Exercise brief.
Print all of the lines exactly. Any picture among them stays out.

Provided data.
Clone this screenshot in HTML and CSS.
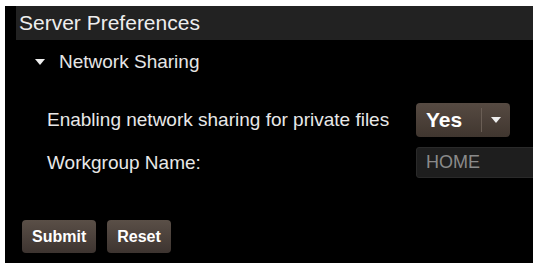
FILE: index.html
```html
<!DOCTYPE html>
<html lang="en">
<head>
  <meta charset="UTF-8">
  <meta name="viewport" content="width=device-width, initial-scale=1.0">
  <title>Server Preferences</title>
  <link rel="stylesheet" href="styles.css">
</head>
<body>
  <div class="panel">
    <div class="panel-title">Server Preferences</div>
    <div class="section-title">
      <span class="caret"></span>
      <span>Network Sharing</span>
    </div>
    <form class="prefs" id="prefsForm">
      <label class="field-label">Enabling network sharing for private files</label>
      <div class="dropdown">
        <span class="dropdown-value">Yes</span>
        <span class="dropdown-arrow"><span class="caret small"></span></span>
      </div>
      <label class="field-label" for="workgroup">Workgroup Name:</label>
      <input type="text" id="workgroup" class="text-input" placeholder="HOME">
    </form>
    <div class="actions">
      <button type="button" class="btn">Submit</button>
      <button type="button" class="btn">Reset</button>
    </div>
  </div>
</body>
</html>
```

FILE: styles.css
```css
body {
  margin: 0;
  background: #fff;
  font-family: "Liberation Sans", Arial, sans-serif;
}

.panel {
  width: 528px;
  height: 257px;
  margin: 6px 0 0 5px;
  background: #000;
  overflow: hidden;
  box-sizing: border-box;
}

.panel-title {
  margin-left: 11px;
  height: 34px;
  line-height: 34px;
  padding-left: 3px;
  background: #222;
  color: #eee;
  font-size: 21px;
}

.section-title {
  display: flex;
  align-items: center;
  height: 44px;
  padding-left: 30px;
  color: #e6e6e6;
  font-size: 19px;
}

.caret {
  display: inline-block;
  width: 0;
  height: 0;
  border-left: 5px solid transparent;
  border-right: 5px solid transparent;
  border-top: 6px solid #eee;
  margin-right: 14px;
}

.caret.small {
  margin: 0;
}

.prefs {
  display: grid;
  grid-template-columns: 369px 160px;
  grid-template-rows: 34px 31px;
  row-gap: 10px;
  align-items: center;
  margin: 19px 0 0 0;
  padding-left: 42px;
}

.field-label {
  color: #e8e8e8;
  font-size: 19px;
}

.dropdown {
  display: flex;
  align-items: center;
  width: 94px;
  height: 34px;
  border-radius: 4px;
  background: linear-gradient(#564a42, #40362f);
  box-sizing: border-box;
}

.dropdown-value {
  width: 66px;
  padding-left: 10px;
  box-sizing: border-box;
  color: #fff;
  font-weight: bold;
  font-size: 21px;
  border-right: 1px solid #6a5e55;
  line-height: 24px;
}

.dropdown-arrow {
  display: flex;
  justify-content: center;
  flex: 1;
}

.text-input {
  width: 160px;
  height: 31px;
  box-sizing: border-box;
  background: #1e1e1e;
  border: 1px solid #2a2a2a;
  border-radius: 3px 0 0 3px;
  padding: 0 9px;
  color: #ccc;
  font-family: "Liberation Sans", Arial, sans-serif;
  font-size: 18px;
}

.text-input::placeholder {
  color: #8a8a8a;
}

.actions {
  display: flex;
  gap: 11px;
  margin-top: 42px;
  padding-left: 17px;
}

.btn {
  height: 33px;
  padding: 0 10px;
  border: none;
  border-radius: 4px;
  background: linear-gradient(#5a4f47, #3d3430);
  color: #fff;
  font-family: "Liberation Sans", Arial, sans-serif;
  font-weight: bold;
  font-size: 16px;
  cursor: pointer;
}
```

Full solution.
Clone this screenshot in HTML and CSS.
FILE: index.html
```html
<!DOCTYPE html>
<html lang="en">
<head>
  <meta charset="UTF-8">
  <meta name="viewport" content="width=device-width, initial-scale=1.0">
  <title>Server Preferences</title>
  <link rel="stylesheet" href="styles.css">
</head>
<body>
  <div class="panel">
    <div class="panel-title">Server Preferences</div>
    <div class="section-title">
      <span class="caret"></span>
      <span>Network Sharing</span>
    </div>
    <form class="prefs" id="prefsForm">
      <label class="field-label">Enabling network sharing for private files</label>
      <div class="dropdown">
        <span class="dropdown-value">Yes</span>
        <span class="dropdown-arrow"><span class="caret small"></span></span>
      </div>
      <label class="field-label" for="workgroup">Workgroup Name:</label>
      <input type="text" id="workgroup" class="text-input" placeholder="HOME">
    </form>
    <div class="actions">
      <button type="button" class="btn">Submit</button>
      <button type="button" class="btn">Reset</button>
    </div>
  </div>
</body>
</html>
```

FILE: styles.css
```css
body {
  margin: 0;
  background: #fff;
  font-family: "Liberation Sans", Arial, sans-serif;
}

.panel {
  width: 528px;
  height: 257px;
  margin: 6px 0 0 5px;
  background: #000;
  overflow: hidden;
  box-sizing: border-box;
}

.panel-title {
  margin-left: 11px;
  height: 34px;
  line-height: 34px;
  padding-left: 3px;
  background: #222;
  color: #eee;
  font-size: 21px;
}

.section-title {
  display: flex;
  align-items: center;
  height: 44px;
  padding-left: 30px;
  color: #e6e6e6;
  font-size: 19px;
}

.caret {
  display: inline-block;
  width: 0;
  height: 0;
  border-left: 5px solid transparent;
  border-right: 5px solid transparent;
  border-top: 6px solid #eee;
  margin-right: 14px;
}

.caret.small {
  margin: 0;
}

.prefs {
  display: grid;
  grid-template-columns: 369px 160px;
  grid-template-rows: 34px 31px;
  row-gap: 10px;
  align-items: center;
  margin: 19px 0 0 0;
  padding-left: 42px;
}

.field-label {
  color: #e8e8e8;
  font-size: 19px;
}

.dropdown {
  display: flex;
  align-items: center;
  width: 94px;
  height: 34px;
  border-radius: 4px;
  background: linear-gradient(#564a42, #40362f);
  box-sizing: border-box;
}

.dropdown-value {
  width: 66px;
  padding-left: 10px;
  box-sizing: border-box;
  color: #fff;
  font-weight: bold;
  font-size: 21px;
  border-right: 1px solid #6a5e55;
  line-height: 24px;
}

.dropdown-arrow {
  display: flex;
  justify-content: center;
  flex: 1;
}

.text-input {
  width: 160px;
  height: 31px;
  box-sizing: border-box;
  background: #1e1e1e;
  border: 1px solid #2a2a2a;
  border-radius: 3px 0 0 3px;
  padding: 0 9px;
  color: #ccc;
  font-family: "Liberation Sans", Arial, sans-serif;
  font-size: 18px;
}

.text-input::placeholder {
  color: #8a8a8a;
}

.actions {
  display: flex;
  gap: 11px;
  margin-top: 42px;
  padding-left: 17px;
}

.btn {
  height: 33px;
  padding: 0 10px;
  border: none;
  border-radius: 4px;
  background: linear-gradient(#5a4f47, #3d3430);
  color: #fff;
  font-family: "Liberation Sans", Arial, sans-serif;
  font-weight: bold;
  font-size: 16px;
  cursor: pointer;
}
```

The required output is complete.